The ultimate SEO utopia is having your brand becoming synonymous with a search topic. Rand Fishkin shared an example of Zillow showing up as a suggestion for real-estate searches because as a brand, it has become so tightly connected to this industry.

5. Marketers Continue to Struggle with Attribution

Attribution Myths

Rob Cooley’s Top Attribution Myths

Four years ago, no-one had an easy answer for attribution; not even close. In 2015, the attribution question continues to be a painful one. Although 88% of marketers believe that attribution is important, 66% of us still use a single touch (first or last touch) attribution model – Jeremy Hull. What makes it hard is that tracking cookies break when measuring cross-device – not so good when users own an average of 2-3 devices, and climbing with wearable technology.

Google’s big focus of late has been around satisfying micro-moments of truth. Micro-moments are fragmented events that happen throughout the day that all contribute towards a person making a purchase decision. Google wants to build a great platform for every moment of commercial intent across the web, mobile and apps. If this is the case, then accurate attribution tracking has to be a big priority for Google.

Google Estimated Total Conversions is a column feature in AdWords that is intended to provide insights into how ads influence conversions cross-device online, in-store or over the phone. However, it does require use of the AdWords conversion tracking tool and enough conversion volume in order to generate an “estimate” – a word that many search marketers have taken issue with. We are told that Estimated Conversions are based on very conservative estimates with a 95% confidence level.
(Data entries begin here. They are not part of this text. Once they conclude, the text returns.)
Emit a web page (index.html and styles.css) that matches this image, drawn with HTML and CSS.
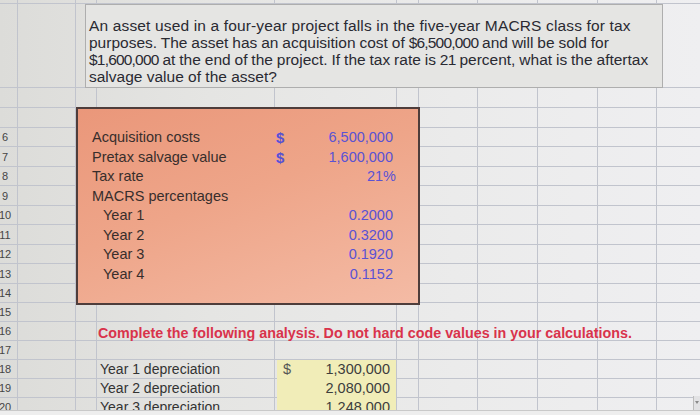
FILE: index.html
```html
<!DOCTYPE html>
<html>
<head>
<meta charset="utf-8">
<link rel="stylesheet" href="styles.css">
</head>
<body>
<div class="screen">
  <div class="sheet">
    <div class="rowhead">
      <div class="sp"></div>
      <div class="rn">6</div>
      <div class="rn t">7</div>
      <div class="rn">8</div>
      <div class="rn t">9</div>
      <div class="rn">10</div>
      <div class="rn t">11</div>
      <div class="rn">12</div>
      <div class="rn t">13</div>
      <div class="rn">14</div>
      <div class="rn">15</div>
      <div class="rn">16</div>
      <div class="rn">17</div>
      <div class="rn">18</div>
      <div class="rn">19</div>
      <div class="rn">20</div>
    </div>

    <div class="question">
      <span class="ql wide">An asset used in a four-year project falls in the five-year MACRS class for tax</span>
      <span class="ql tight">purposes. The asset has an acquisition cost of <span class="num">$6,500,000</span> and will be sold for</span>
      <span class="ql tight"><span class="num">$1,600,000</span> at the end of the project. If the tax rate is <span class="num">21</span> percent, what is the aftertax</span>
      <span class="ql">salvage value of the asset?</span>
    </div>

    <div class="box">
      <span class="lb">Acquisition costs</span><span class="cur">$</span><span class="val">6,500,000</span>
      <span class="lb">Pretax salvage value</span><span class="cur">$</span><span class="val">1,600,000</span>
      <span class="lb">Tax rate</span><span></span><span class="val pct">21%</span>
      <span class="lb">MACRS percentages</span><span></span><span></span>
      <span class="lb sub">Year 1</span><span></span><span class="val">0.2000</span>
      <span class="lb sub">Year 2</span><span></span><span class="val">0.3200</span>
      <span class="lb sub">Year 3</span><span></span><span class="val">0.1920</span>
      <span class="lb sub">Year 4</span><span></span><span class="val">0.1152</span>
    </div>

    <div class="note">Complete the following analysis. Do not hard code values in your calculations.</div>

    <div class="dl row18">Year 1 depreciation</div>
    <div class="yc row18"><span class="ycur">$</span><span>1,300,000</span></div>
    <div class="dl row19">Year 2 depreciation</div>
    <div class="yc row19"><span>2,080,000</span></div>
    <div class="dl row20">Year 3 depreciation</div>
    <div class="yc row20"><span>1,248,000</span></div>
  </div>
  <div class="bottombar"></div>
  <div class="scroll"><span class="arrow"></span></div>
</div>
</body>
</html>
```

FILE: styles.css
```css
body {
  margin: 0;
  background: #e8e8e6;
}

.screen {
  width: 700px;
  height: 415px;
  overflow: hidden;
  position: relative;
  font-family: "Liberation Sans", Arial, sans-serif;
}

.sheet {
  --g: linear-gradient(#c1c4cd, #c1c4cd);
  height: 410px;
  overflow: hidden;
  display: grid;
  grid-template-columns: 18px 58px 21px 178px 122px 22px 59px 60px 60px 59px 43px;
  grid-template-rows: 4px 84px 20px 20px 19px 20px 19px 20px 19px 20px 19px 20px 19px 19px 19px 19px 19px 19px 19px;
  background:
    var(--g) 17px 0 / 1px 100% no-repeat,
    var(--g) 75px 0 / 1px 100% no-repeat,
    var(--g) 96px 0 / 1px 100% no-repeat,
    var(--g) 274px 0 / 1px 100% no-repeat,
    var(--g) 396px 0 / 1px 100% no-repeat,
    var(--g) 418px 0 / 1px 100% no-repeat,
    var(--g) 477px 0 / 1px 100% no-repeat,
    var(--g) 537px 0 / 1px 100% no-repeat,
    var(--g) 597px 0 / 1px 100% no-repeat,
    var(--g) 656px 0 / 1px 100% no-repeat,
    var(--g) 0 3px / 100% 1px no-repeat,
    var(--g) 0 87px / 100% 1px no-repeat,
    var(--g) 0 107px / 100% 1px no-repeat,
    var(--g) 0 127px / 100% 1px no-repeat,
    var(--g) 0 146px / 100% 1px no-repeat,
    var(--g) 0 166px / 100% 1px no-repeat,
    var(--g) 0 185px / 100% 1px no-repeat,
    var(--g) 0 205px / 100% 1px no-repeat,
    var(--g) 0 224px / 100% 1px no-repeat,
    var(--g) 0 244px / 100% 1px no-repeat,
    var(--g) 0 263px / 100% 1px no-repeat,
    var(--g) 0 283px / 100% 1px no-repeat,
    var(--g) 0 302px / 100% 1px no-repeat,
    var(--g) 0 321px / 100% 1px no-repeat,
    var(--g) 0 340px / 100% 1px no-repeat,
    var(--g) 0 359px / 100% 1px no-repeat,
    var(--g) 0 378px / 100% 1px no-repeat,
    var(--g) 0 397px / 100% 1px no-repeat,
    linear-gradient(90deg, #dcdcd9 0%, #e5e5e3 30%, #ebebeb 65%, #efeff1 100%);
}

/* row numbers */
.rowhead {
  grid-column: 1;
  grid-row: 1 / -1;
  display: flex;
  flex-direction: column;
  font-size: 11px;
  color: #454545;
}

.sp {
  height: 128px;
  flex: none;
}

.rn {
  flex: none;
  height: 19px;
  line-height: 19px;
  width: 22px;
  margin-left: -6px;
  text-align: center;
}

.rn.t {
  height: 20px;
  line-height: 20px;
}

/* question text box */
.question {
  grid-column: 3 / 11;
  grid-row: 2;
  margin: 0 -6px 0 9px;
  background: #e5e5e3;
  border: 1px solid #aeaeae;
  padding: 12px 0 0 3px;
  font-size: 15.5px;
  line-height: 17px;
  color: #2a2a32;
  white-space: nowrap;
  display: flex;
  flex-direction: column;
}

.ql.wide {
  letter-spacing: 0.15px;
}

.ql.tight {
  word-spacing: -0.4px;
}

.num {
  letter-spacing: -0.8px;
}

/* orange input block */
.box {
  grid-column: 3 / 7;
  grid-row: 4 / 14;
  margin: -1px -1px -2px 0;
  border: 2px solid #4e3d3b;
  background: linear-gradient(160deg, #ea977a 0%, #eea589 45%, #f4bba5 100%);
  padding: 19px 25px 0 14px;
  display: grid;
  grid-template-columns: 184px 14px 1fr;
  grid-template-rows: 19px 20px 19px 20px 19px 20px 19px 20px;
  align-items: center;
  font-size: 14.5px;
  line-height: 1;
  color: #382e2c;
}

.lb {
  white-space: nowrap;
}

.lb.sub {
  padding-left: 11px;
}

.cur {
  color: #5750d6;
  font-weight: bold;
  font-size: 15px;
}

.val {
  color: #5a52d4;
  text-align: right;
}

.val.pct {
  margin-right: -3px;
}

/* instructions */
.note {
  grid-column: 4 / -1;
  grid-row: 15;
  padding: 2px 0 0 1px;
  font-weight: bold;
  font-size: 14.3px;
  line-height: 19px;
  color: #d9334b;
  white-space: nowrap;
}

/* depreciation rows */
.row18 { grid-row: 17; }
.row19 { grid-row: 18; }
.row20 { grid-row: 19; }

.dl {
  grid-column: 4;
  padding-left: 3px;
  font-size: 14px;
  line-height: 19px;
  color: #333;
  white-space: nowrap;
}

.yc {
  grid-column: 5;
  margin: 0 1px 0 2px;
  background: #f1edb8;
  display: flex;
  justify-content: flex-end;
  padding: 0 6px;
  font-size: 14.5px;
  line-height: 19px;
  color: #3d3d3d;
}

.ycur {
  margin-right: auto;
  color: #555;
}

.bottombar {
  height: 5px;
  background: #eeeeee;
  border-top: 1px solid #c9c9c9;
  box-sizing: border-box;
}

.scroll {
  position: absolute;
  right: 0;
  top: 396px;
  width: 6px;
  height: 14px;
  background: #e2e2e4;
  border-left: 1px solid #bcbcbc;
}

.arrow {
  display: block;
  margin: 5px 0 0 1px;
  width: 0;
  height: 0;
  border-left: 2px solid transparent;
  border-right: 2px solid transparent;
  border-top: 3px solid #8a8a8a;
}
```
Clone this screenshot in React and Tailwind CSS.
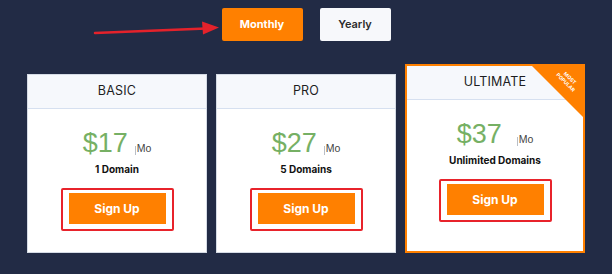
const plans = [
    { name: 'BASIC', price: '$17', note: '1 Domain', gap: 'ml-[7px]' },
    { name: 'PRO', price: '$27', note: '5 Domains', gap: 'ml-[7px]' },
    { name: 'ULTIMATE', price: '$37', note: 'Unlimited Domains', gap: 'ml-[15px]', popular: true },
];

function PlanCard({ plan }) {
    return (
        <div
            className={
                'relative w-[180px] flex flex-col bg-white overflow-hidden ' +
                (plan.popular ? 'h-[189px] border-2 border-[#ff8000]' : 'h-[179px] border border-[#d5dbe5]')
            }
        >
            <div className="h-[34px] flex items-center justify-center bg-[#f6f8fc] border-b border-[#d6e0f0] text-[12.5px] text-[#1d1d1f] tracking-[0.2px]">
                {plan.name}
            </div>

            {plan.popular && (
                <div className="absolute top-0 right-0 w-[51px] h-[51px] bg-[#ff8000] [clip-path:polygon(0_0,100%_0,100%_100%)]">
                    <div className="absolute top-[8px] right-[2px] w-[26px] rotate-45 text-center text-white font-bold text-[5px] leading-[6px]">
                        MOST POPULAR
                    </div>
                </div>
            )}

            <div className="mt-[21px] h-[27px] flex items-baseline justify-center font-['Liberation_Sans',Arial,sans-serif]">
                <span className="text-[27px] leading-[27px] text-[#76b064]">
                    {plan.price}
                </span>
                <span className={plan.gap + ' relative top-[3px] inline-block h-[9px] border-l border-[#b9bec6]'} />
                <span className="ml-[1px] text-[10.5px] leading-none text-[#444]">
                    Mo
                </span>
            </div>

            <div className="mt-[6px] text-center text-[10px] leading-[12px] font-bold text-[#111]">
                {plan.note}
            </div>

            <div className="mt-[13px] mx-auto border-2 border-[#e8232b] rounded-[2px] pt-[3px] pb-[5px] px-[6px]">
                <button className="w-[97px] h-[31px] bg-[#ff8000] text-white font-bold text-[12px]">
                    Sign Up
                </button>
            </div>
        </div>
    );
}

export default function App() {
    return (
        <div className="relative w-[612px] h-[274px] bg-[#222b45] font-['Inter',sans-serif] flex flex-col items-center">
            <div className="mt-[8px] flex gap-[17px]">
                <button className="w-[81px] h-[33px] rounded-[2px] bg-[#ff8000] text-white font-bold text-[11px]">
                    Monthly
                </button>
                <button className="w-[71px] h-[33px] rounded-[2px] bg-[#f7f8fb] text-[#2b2b2b] font-semibold text-[11px]">
                    Yearly
                </button>
            </div>

            <div className="mt-[23px] flex items-end gap-[9px]">
                {plans.map((p) => (
                    <PlanCard key={p.name} plan={p} />
                ))}
            </div>

            {/* annotation arrow */}
            <svg className="absolute left-0 top-0" width="612" height="60" viewBox="0 0 612 60">
                <line x1="95" y1="33" x2="206" y2="28.5" stroke="#e4222b" strokeWidth="2.5" strokeLinecap="round" />
                <polygon points="219,27.5 202,21.5 203,34.5" fill="#e4222b" />
            </svg>
        </div>
    );
}
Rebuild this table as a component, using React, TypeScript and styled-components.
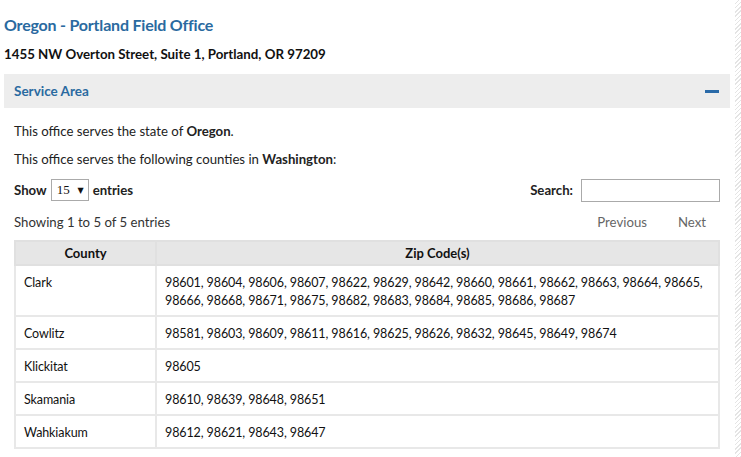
import React from "react";
import styled, { createGlobalStyle } from "styled-components";

const Global = createGlobalStyle`
  html, body { margin: 0; padding: 0; }
  body {
    font-family: Lato, "Noto Sans", sans-serif;
    color: #111;
    background-color: #fff;
    background-image: repeating-linear-gradient(135deg, #e4e4e4 0 1px, #fff 1px 3px);
  }
`;

const Page = styled.div`
  width: 735px;
  min-height: 457px;
  background: #fff;
  box-sizing: border-box;
  padding: 0 5px 0 4px;
`;

const Title = styled.h2`
  margin: 0;
  padding-top: 13px;
  height: 23px;
  font-size: 16px;
  letter-spacing: -0.2px;
  line-height: 23px;
  font-weight: 700;
  color: #2a6aa0;
`;

const Address = styled.div`
  margin-top: 8px;
  height: 20px;
  font-size: 13.3px;
  line-height: 20px;
  font-weight: 700;
  color: #111;
`;

const PanelHeader = styled.div`
  margin-top: 10px;
  height: 34px;
  background: #ededed;
  display: flex;
  align-items: center;
  justify-content: space-between;
  padding: 0 11px 0 10px;
  font-size: 13.5px;
  font-weight: 700;
  color: #2a6aa0;
`;

const Minus = styled.span`
  width: 14px;
  height: 3px;
  background: #2a6aa8;
`;

const PanelBody = styled.div`
  padding: 14px 10px 0 10px;
  font-size: 13.2px;
  color: #222;
`;

const Para = styled.p`
  margin: 0 0 10px 0;
  line-height: 18px;
`;

const Controls = styled.div`
  display: flex;
  justify-content: space-between;
  align-items: center;
  height: 24px;
`;

const Label = styled.label`
  display: flex;
  align-items: center;
  font-weight: 700;
  color: #222;
  gap: 3px;
`;

const FakeSelect = styled.span`
  display: inline-flex;
  align-items: center;
  box-sizing: border-box;
  height: 22px;
  width: 38px;
  border: 1px solid #aaa;
  padding: 0 4px 0 5px;
  font-family: "Liberation Serif", serif;
  font-weight: 400;
  font-size: 13px;
  color: #111;
  justify-content: space-between;
  margin: 0 1px;
  background: #fff;
`;

const Caret = styled.span`
  font-size: 8px;
  font-family: "DejaVu Sans", sans-serif;
`;

const SearchInput = styled.input`
  box-sizing: border-box;
  width: 139px;
  height: 23px;
  border: 1px solid #aaa;
  margin-left: 5px;
  padding: 0 4px;
`;

const InfoRow = styled.div`
  display: flex;
  justify-content: space-between;
  align-items: center;
  margin-top: 9px;
  height: 22px;
`;

const Info = styled.div`
  color: #333;
`;

const Pager = styled.div`
  display: flex;
  gap: 31px;
  padding-right: 14px;
  color: #666;
`;

const Table = styled.table`
  margin-top: 7px;
  width: 100%;
  table-layout: fixed;
  border-collapse: collapse;
  border: 2px solid #e0e0e0;
  font-size: 12.5px;
  letter-spacing: -0.1px;
  color: #111;
`;

const Th = styled.th`
  background: #e6e6e6;
  border: 2px solid #e0e0e0;
  height: 22px;
  padding: 0 8px;
  font-weight: 700;
  font-size: 13px;
  letter-spacing: 0;
  text-align: center;
`;

const Td = styled.td`
  border: 2px solid #e8e8e8;
  padding: 8px 8px 5px 8px;
  line-height: 18px;
  vertical-align: top;
`;

const rows: [string, string][] = [
  [
    "Clark",
    "98601, 98604, 98606, 98607, 98622, 98629, 98642, 98660, 98661, 98662, 98663, 98664, 98665, 98666, 98668, 98671, 98675, 98682, 98683, 98684, 98685, 98686, 98687",
  ],
  ["Cowlitz", "98581, 98603, 98609, 98611, 98616, 98625, 98626, 98632, 98645, 98649, 98674"],
  ["Klickitat", "98605"],
  ["Skamania", "98610, 98639, 98648, 98651"],
  ["Wahkiakum", "98612, 98621, 98643, 98647"],
];

export default function App() {
  return (
    <>
      <Global />
      <Page>
        <Title>Oregon - Portland Field Office</Title>
        <Address>1455 NW Overton Street, Suite 1, Portland, OR 97209</Address>
        <PanelHeader>
          <span>Service Area</span>
          <Minus />
        </PanelHeader>
        <PanelBody>
          <Para>
            This office serves the state of <b>Oregon</b>.
          </Para>
          <Para>
            This office serves the following counties in <b>Washington</b>:
          </Para>
          <Controls>
            <Label>
              Show
              <FakeSelect>
                15 <Caret>▼</Caret>
              </FakeSelect>
              entries
            </Label>
            <Label>
              Search:
              <SearchInput type="text" />
            </Label>
          </Controls>
          <InfoRow>
            <Info>Showing 1 to 5 of 5 entries</Info>
            <Pager>
              <span>Previous</span>
              <span>Next</span>
            </Pager>
          </InfoRow>
          <Table>
            <colgroup>
              <col style={{ width: 141 }} />
              <col />
            </colgroup>
            <thead>
              <tr>
                <Th>County</Th>
                <Th>Zip Code(s)</Th>
              </tr>
            </thead>
            <tbody>
              {rows.map(([c, z]) => (
                <tr key={c}>
                  <Td>{c}</Td>
                  <Td>{z}</Td>
                </tr>
              ))}
            </tbody>
          </Table>
        </PanelBody>
      </Page>
    </>
  );
}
Jerry Dischler (VP Product Management, at Google) went so far to say that he trusted it 100%.

Jerry confirmed that Google are focusing more on solving the attribution question – looking at both offline conversions (in particular, store visits and store transactions) and cross-device conversions. Offline visibility will be particularly important in the consumer space since recent research findings show that search is driving more conversions in-store than online.